Her cousin and his friend Denis (Lazar Dragojevic) combine a mixture of neglecting the girl and grudgingly looking after her, to the extent of chasing her about the countryside when her single-minded determination to see her ailing father leads her on all sorts of unpleasant adventures. She has a quality verging on the bovine at times, yet every so often will spring to animated life, be that in laughter or tears, to remind us she is just a kid at heart and this whole excursion was a very bad idea. She frequently becomes lost, and for every Good Samaritan there's a dodgy character who is either damaging through their indifference to her plight, or actively nasty which leaves her in increasingly worse off situations than when she started. It's not long before you're worried about her.
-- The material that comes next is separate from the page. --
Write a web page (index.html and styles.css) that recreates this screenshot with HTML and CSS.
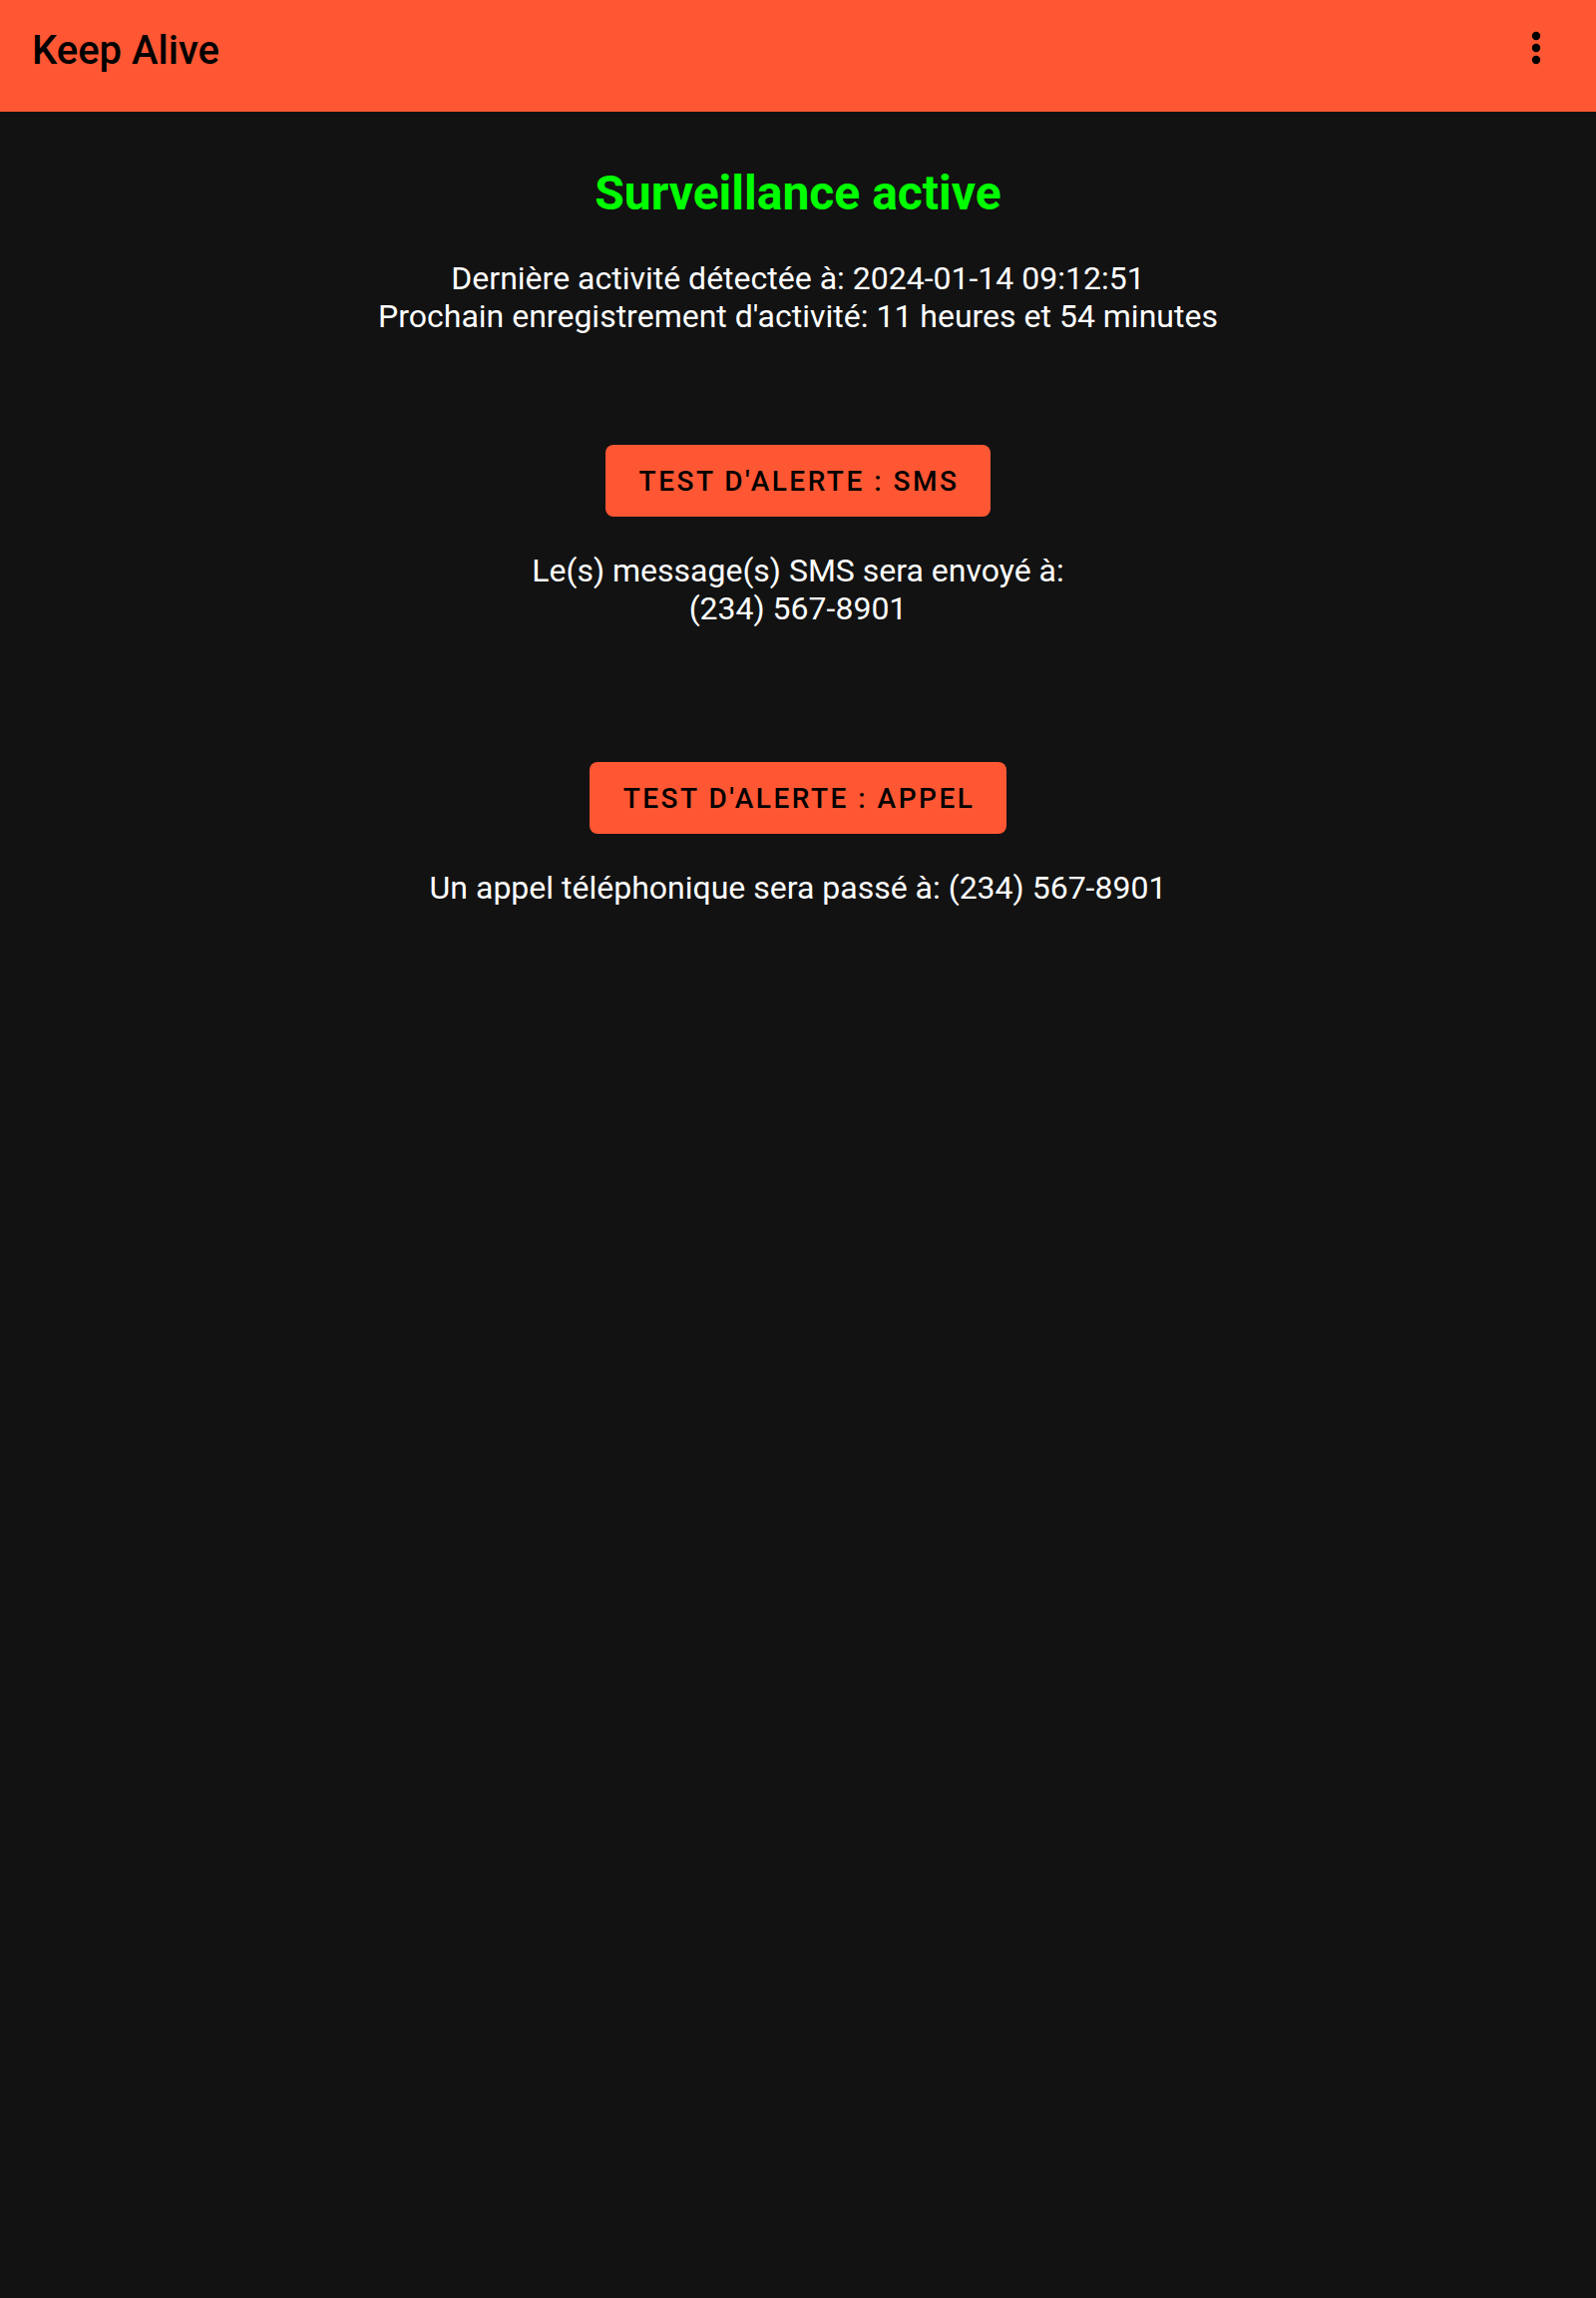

Take Me Somewhere Nice (it's debatable whether this title request ever comes true) was compared to Jim Jarmusch, most prominently his deadpan comedy Stranger in Paradise, but this was far too eventful for one of his early movies, though you could kind of see where those comparisons were coming from. Also, Jarmusch's films were a lot funnier, since you expected throughout this for Alma to end the story lying dead in a ditch by the side of the road; yes, this was a road movie, a traditionally American form, but used by Europeans from the nineteen-seventies as a cheap way of making a story with a succession of changing scenery. This was the case here, but that scenery had a narrative point, as if the director was chewing over her grimmest feelings about Bosnia to work out whether there was anything she liked about it at all. There were comedic moments, but they weren't too funny, though it ended on a bittersweet note of hope. Music by Ella van der Woude.